Robin recognizes that Letty’s colorblindness impedes true friendship when he comforts her after the ball. As she processes the events of the night, her focus is on herself, specifically Ramy’s refusal to violate taboos around race and national origin to date her. She takes this as a personal affront rather than a survival strategy on Ramy’s part. Robin pictures himself “fading into the background of a painting” (249) as he comforts Letty, a reference to the presence of racial Others in British portraiture. Others often appear as servants and helpers, but they are rarely the focal point of such paintings. Letty assumes that her feelings and hurts should take center stage. To be there for her, Robin has to stuff down what he experienced that night. There is a lack of mutual empathy, in other words, and without that, there is no overcoming the gap between Robin and Letty’s experiences of the world.
Ramy’s interlude also sheds light on why it is so hard for members of the cohort to sustain friendships across their differences. Ramy experiences double consciousness in being both Indian and not-quite British. He is aware of the prejudice that shapes how the British see him. He masks his identity to fit in, but this approach comes at a great psychological cost. He connects with Hermes in part because he cannot get what he needs from his cohort. Kuang doesn’t reveal how Victoire was recruited into Hermes, but she presumably joined for the same reasons as Ramy. In order to survive, Robin, Ramy, and Victoire have to lie by omission; that is, they keep Hermes a secret from Letty. Robin’s choice to keep the secret from the other two shows how living with prejudice can damage even the most intimate relationships between oppressed people. Their secrets from each other set the stage for great betrayals later.

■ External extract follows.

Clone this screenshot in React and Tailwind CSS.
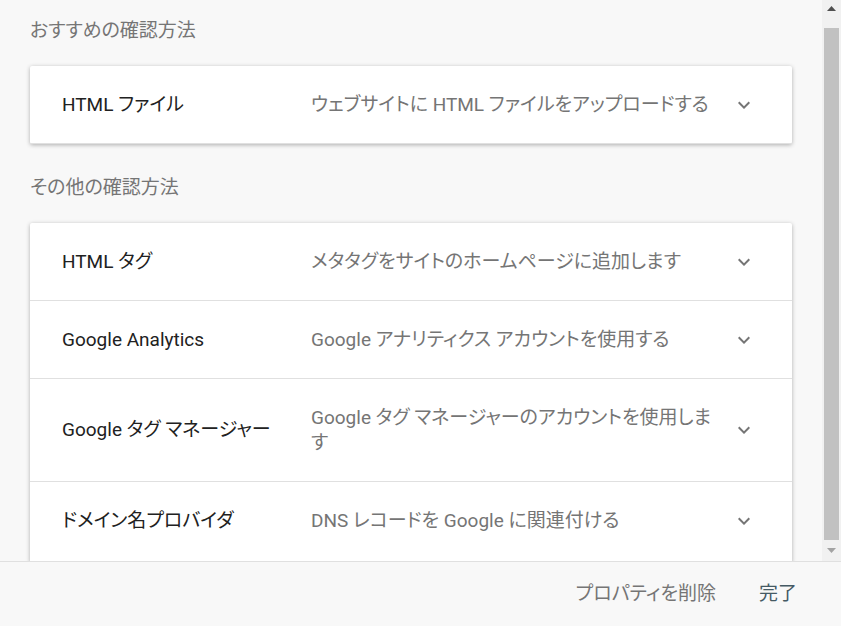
const rows = [
  { name: "HTML タグ", desc: "メタタグをサイトのホームページに追加します" },
  { name: "Google Analytics", desc: "Google アナリティクス アカウントを使用する" },
  { name: "Google タグ マネージャー", desc: "Google タグ マネージャーのアカウントを使用します" },
  { name: "ドメイン名プロバイダ", desc: "DNS レコードを Google に関連付ける" },
];

const Chevron = () => (
  <svg width="24" height="24" viewBox="0 0 24 24" className="shrink-0 text-[#757575]">
    <path d="M7.41 8.59 12 13.17l4.59-4.58L18 10l-6 6-6-6 1.41-1.41z" fill="currentColor" />
  </svg>
);

const Row = ({ name, desc, last }) => (
  <div
    className={`flex items-center pl-8 pr-[36px] pt-[26px] ${
      last ? "pb-[30px]" : "pb-[26px] border-b border-[#e0e0e0]"
    }`}
  >
    <div className="w-[249px] shrink-0 text-[#212121]">{name}</div>
    <div className="flex-1 text-[#757575] pr-[16px] leading-[25px]">{desc}</div>
    <Chevron />
  </div>
);

const App = () => {
  return (
    <div
      className="h-[626px] w-[841px] flex flex-col bg-[#f8f8f8] overflow-hidden text-[19px] leading-6 [font-feature-settings:'palt']"
      style={{ fontFamily: "Roboto, 'Noto Sans CJK JP', sans-serif" }}
    >
      <div className="flex flex-1 min-h-0">
        {/* scroll content */}
        <div className="flex-1 overflow-hidden pl-[30px] pr-[30px] pt-[19px]">
          <h2 className="text-[#757575] mb-[23px]">おすすめの確認方法</h2>
          <div className="bg-white rounded-[2px] shadow-[0_1px_4px_rgba(0,0,0,0.3)] mb-[32px]">
            <Row name="HTML ファイル" desc="ウェブサイトに HTML ファイルをアップロードする" />
          </div>
          <h2 className="text-[#757575] mb-[23px]">その他の確認方法</h2>
          <div className="bg-white rounded-[2px] shadow-[0_1px_4px_rgba(0,0,0,0.3)]">
            {rows.map((r, i) => (
              <Row key={r.name} {...r} last={i === rows.length - 1} />
            ))}
          </div>
        </div>

        {/* scrollbar */}
        <div className="w-[19px] shrink-0 bg-[#f1f1f1] flex flex-col items-center">
          <div className="h-[17px] flex items-center justify-center">
            <svg width="9" height="5" viewBox="0 0 9 5">
              <path d="M4.5 0 9 5H0z" fill="#505050" />
            </svg>
          </div>
          <div className="w-[15px] h-[512px] mt-[11px] bg-[#c1c1c1]" />
          <div className="flex-1 flex items-center justify-center">
            <svg width="9" height="5" viewBox="0 0 9 5">
              <path d="M0 0h9L4.5 5z" fill="#a3a3a3" />
            </svg>
          </div>
        </div>
      </div>

      {/* footer */}
      <div className="h-[65px] shrink-0 border-t border-[#e0e0e0] bg-[#f8f8f8] flex items-center justify-end gap-[43px] pr-[44px]">
        <button className="text-[#757575]">プロパティを削除</button>
        <button className="text-[#455a64]">完了</button>
      </div>
    </div>
  );
};

export default App;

Robin makes several choices that betray his commitments and relationships in this section. He betrays the ethics of translation by leaving out the worst of Baylis’s racist and nationalist comments during negotiations with Lin. When he tells Lin that Baylis and the British will never come to terms with him due to racism, he further betrays his professional responsibility by damaging the negotiations. From the perspective of British interests and Lovell in particular, Robin has failed at this job to support the interests of the British empire. Robin has other loyalties, however. When he tells Lin that there can be no dealing with the British because of Britain’s deep-rooted racism, he is providing a more accurate cultural context for his act of interpreting. Robin’s words are powerful and consequential, and Lin’s decision to burn the opium is the direct result.
The power of truth telling emboldens Robin to challenge Lovell overtly about Robin’s mother and his role as a translator. Lovell tells his own truths, which are the truths of colonization and imperialism. He describes having children with Chinese women as an act of hereditary translation in which his offspring will overcome their Chinese heritage. For him, fathering children is a form of cultural erasure and just one of the forms of violence embraced by colonizers. He sees women like Robin’s mother as breeding stock who produce exploitable offspring. With this, Lovell reveals a hypocrisy in his logic: He views his children as objects rather than people. They will never be white enough or good enough in his eyes; they can only hope to win crumbs of approval by serving Britain against their own cultural interests. The dehumanizing language Lovell uses to describe Robin’s mother and Chinese culture is more than Robin can take. His murder (or accidental killing) of Lovell is a decisive declaration that he has picked the side of the colonized over the British. Book 5 thus marks a sharp change in Robin’s character arc.